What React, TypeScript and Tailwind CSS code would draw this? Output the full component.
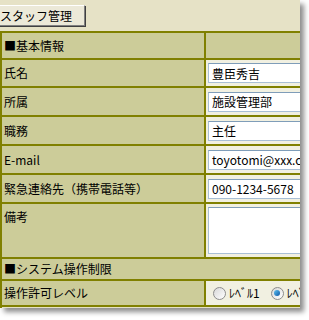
const labelFont = { fontFamily: '"MS UI Gothic", "Noto Sans CJK JP", sans-serif' };

function Row({ label, h, children, span }: { label: string; h: string; children?: React.ReactNode; span?: boolean }) {
  if (span) {
    return (
      <div className={`flex ${h} items-center border-b-2 border-[#808000] bg-[#cccc99] pl-[2px]`}>
        {label}
      </div>
    );
  }
  return (
    <div className={`flex ${h} border-b-2 border-[#808000]`}>
      <div className="flex w-[204px] shrink-0 items-center whitespace-nowrap border-r-2 border-[#808000] bg-[#cccc99] pl-[2px]">{label}</div>
      <div className="flex min-w-0 flex-1 items-center overflow-hidden bg-[#f1f0e1] pl-[2px]">{children}</div>
    </div>
  );
}

function Field({ value }: { value: string }) {
  return (
    <div className="flex h-[20px] w-[200px] shrink-0 items-center whitespace-nowrap border border-[#a9bfd6] border-t-[#7f9db9] bg-white pl-[3px] pt-[1px] text-[12px] text-black">
      {value}
    </div>
  );
}

function Radio({ checked }: { checked?: boolean }) {
  return (
    <span className="flex h-[13px] w-[13px] shrink-0 items-center justify-center rounded-full border border-[#8c8c8c] bg-gradient-to-br from-[#d8d8d8] to-white">
      {checked && <span className="h-[6px] w-[6px] rounded-full bg-gradient-to-br from-[#5fc1f0] to-[#0a58a6]" />}
    </span>
  );
}

export default function App() {
  return (
    <div className="h-[320px] w-[309px] overflow-hidden bg-white">
      <div
        className="flex h-[308px] w-[300px] flex-col overflow-hidden bg-[#e6e2c6] text-[12px] text-black shadow-[4px_4px_5px_rgba(0,0,0,0.45)]"
        style={labelFont}
      >
        <div className="h-[31px] shrink-0 pt-[5px]">
          <div className="ml-[-3px] flex h-[21px] w-[88px] items-center whitespace-nowrap border border-white border-b-[#808080] border-r-[#808080] bg-[#ece9d8] pl-[2px] shadow-[1px_1px_0_#404040]">
            スタッフ管理
          </div>
        </div>
        <div className="flex-1 border-l-2 border-t-2 border-[#808000]">
          <div className="flex h-[27px] border-b-2 border-[#808000]">
            <div className="flex w-[204px] shrink-0 items-center border-r-2 border-[#808000] bg-[#cccc99] pl-[2px]">■基本情報</div>
            <div className="flex-1 bg-[#cccc99]" />
          </div>
          <Row label="氏名" h="h-[28px]"><Field value="豊臣秀吉" /></Row>
          <Row label="所属" h="h-[29px]"><Field value="施設管理部" /></Row>
          <Row label="職務" h="h-[29px]"><Field value="主任" /></Row>
          <Row label="E-mail" h="h-[29px]"><Field value="toyotomi@xxx.com" /></Row>
          <Row label="緊急連絡先（携帯電話等）" h="h-[29px]"><Field value="090-1234-5678" /></Row>
          <div className="flex h-[55px] border-b-2 border-[#808000]">
            <div className="w-[204px] shrink-0 border-r-2 border-[#808000] bg-[#cccc99] pl-[2px] pt-[4px]">備考</div>
            <div className="min-w-0 flex-1 overflow-hidden bg-[#f1f0e1] pl-[2px] pt-[3px]">
              <div className="h-[47px] w-[200px] border border-[#a9bfd6] border-t-[#7f9db9] bg-white" />
            </div>
          </div>
          <Row label="■システム操作制限" h="h-[22px]" span />
          <div className="flex h-[26px] border-b-2 border-[#808000]">
            <div className="flex w-[204px] shrink-0 items-center whitespace-nowrap border-r-2 border-[#808000] bg-[#cccc99] pl-[2px]">操作許可レベル</div>
            <div className="flex min-w-0 flex-1 items-center gap-[3px] overflow-hidden whitespace-nowrap bg-[#f1f0e1] pl-[7px]">
              <Radio />
              <span className="mr-[8px] shrink-0">ﾚﾍﾞﾙ1</span>
              <Radio checked />
              <span className="shrink-0">ﾚﾍﾞﾙ2</span>
            </div>
          </div>
        </div>
      </div>
    </div>
  );
}
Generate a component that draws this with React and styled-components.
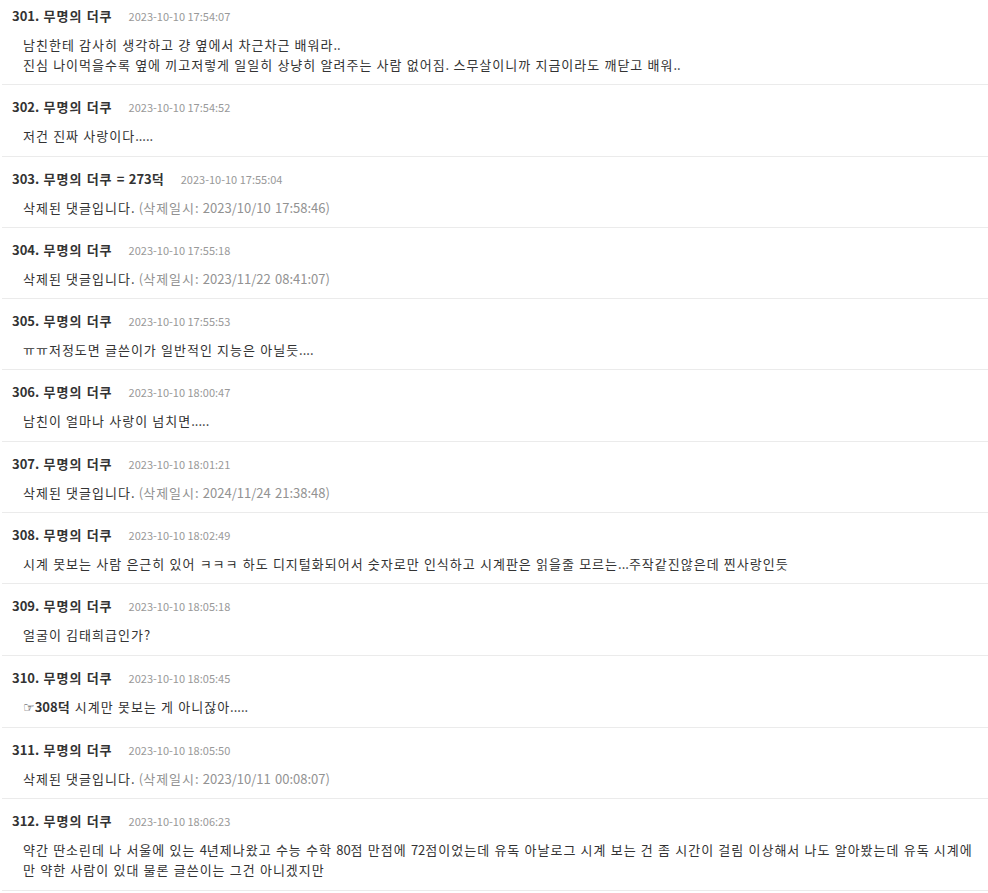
import React from "react"
import styled, { createGlobalStyle } from "styled-components"

const GlobalStyle = createGlobalStyle`
    html, body {
        margin: 0;
        padding: 0;
        background: #fff;
    }
    body {
        font-family: "Noto Sans CJK KR", "Noto Sans", sans-serif;
        color: #333;
    }
`

const comments = [
    { no: 301, name: "무명의 더쿠", date: "2023-10-10 17:54:07", lines: ["남친한테 감사히 생각하고 걍 옆에서 차근차근 배워라..", "진심 나이먹을수록 옆에 끼고저렇게 일일히 상냥히 알려주는 사람 없어짐. 스무살이니까 지금이라도 깨닫고 배워.."] },
    { no: 302, name: "무명의 더쿠", date: "2023-10-10 17:54:52", lines: ["저건 진짜 사랑이다....."] },
    { no: 303, name: "무명의 더쿠 = 273덕", date: "2023-10-10 17:55:04", deleted: "2023/10/10 17:58:46" },
    { no: 304, name: "무명의 더쿠", date: "2023-10-10 17:55:18", deleted: "2023/11/22 08:41:07" },
    { no: 305, name: "무명의 더쿠", date: "2023-10-10 17:55:53", lines: ["ㅠㅠ저정도면 글쓴이가 일반적인 지능은 아닐듯...."] },
    { no: 306, name: "무명의 더쿠", date: "2023-10-10 18:00:47", lines: ["남친이 얼마나 사랑이 넘치면....."] },
    { no: 307, name: "무명의 더쿠", date: "2023-10-10 18:01:21", deleted: "2024/11/24 21:38:48" },
    { no: 308, name: "무명의 더쿠", date: "2023-10-10 18:02:49", lines: ["시계 못보는 사람 은근히 있어 ㅋㅋㅋ 하도 디지털화되어서 숫자로만 인식하고 시계판은 읽을줄 모르는...주작같진않은데 찐사랑인듯"] },
    { no: 309, name: "무명의 더쿠", date: "2023-10-10 18:05:18", lines: ["얼굴이 김태희급인가?"] },
    { no: 310, name: "무명의 더쿠", date: "2023-10-10 18:05:45", reply: "308덕", lines: [" 시계만 못보는 게 아니잖아....."] },
    { no: 311, name: "무명의 더쿠", date: "2023-10-10 18:05:50", deleted: "2023/10/11 00:08:07" },
    { no: 312, name: "무명의 더쿠", date: "2023-10-10 18:06:23", lines: ["약간 딴소린데 나 서울에 있는 4년제나왔고 수능 수학 80점 만점에 72점이었는데 유독 아날로그 시계 보는 건 좀 시간이 걸림 이상해서 나도 알아봤는데 유독 시계에", "만 약한 사람이 있대 물론 글쓴이는 그건 아니겠지만"] },
]

// hangul runs get a little extra tracking so the text runs as wide as the original
const HANGUL = /([\u1100-\u11FF\u3131-\u318E\uAC00-\uD7A3]+)/
const K = ({ children }) =>
    String(children).split(HANGUL).map((part, i) =>
        i % 2 ? <Hangul key={i}>{part}</Hangul> : part
    )

const App = () => {
    return (
        <>
            <GlobalStyle />
            <List>
                {comments.map(c => (
                    <Item key={c.no}>
                        <Header>
                            <Name><K>{`${c.no}. ${c.name}`}</K></Name>
                            <DateText>{c.date}</DateText>
                        </Header>
                        <Body>
                            {c.deleted ? (
                                <Line>
                                    <K>삭제된 댓글입니다.</K> <Muted>(<K>삭제일시</K>: {c.deleted})</Muted>
                                </Line>
                            ) : (
                                c.lines.map((l, i) => (
                                    <Line key={i}>
                                        {i === 0 && c.reply && <Reply><Hand>☞</Hand><K>{c.reply}</K></Reply>}
                                        <K>{l}</K>
                                    </Line>
                                ))
                            )}
                        </Body>
                    </Item>
                ))}
            </List>
        </>
    )
}

export default App

const List = styled.ul`
    list-style: none;
    margin: 0 0 0 2px;
    padding: 0;
`

const Item = styled.li`
    padding: 12px 0 9.3px 10px;
    border-bottom: 1px solid #ebebeb;

    &:first-child {
        padding-top: 6px;
    }
`

const Header = styled.div`
    display: flex;
    align-items: baseline;
    gap: 16px;
    height: 20px;
    line-height: 20px;
`

const Name = styled.span`
    font-size: 13px;
    font-weight: bold;
    color: #333;
    word-spacing: 1.3px;
    white-space: pre;
`

const DateText = styled.span`
    font-size: 11px;
    color: #999;
`

const Body = styled.div`
    margin-top: 9px;
    padding-left: 11px;
    font-size: 13px;
    line-height: 20px;
    color: #333;
    word-spacing: 1.3px;
`

const Line = styled.div`
    white-space: pre;
`

const Hangul = styled.span`
    letter-spacing: 1px;
`

const Muted = styled.span`
    color: #929292;
`

const Reply = styled.span`
    font-weight: bold;
`

const Hand = styled.span`
    font-family: "DejaVu Sans", sans-serif;
    font-weight: normal;
`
★ ★ ★
* _Aim_: Copy all lines from the listing that contain "components".

* _Answer to the exercise_:
Generate a component that draws this with React and styled-components.
import styled, { createGlobalStyle } from "styled-components"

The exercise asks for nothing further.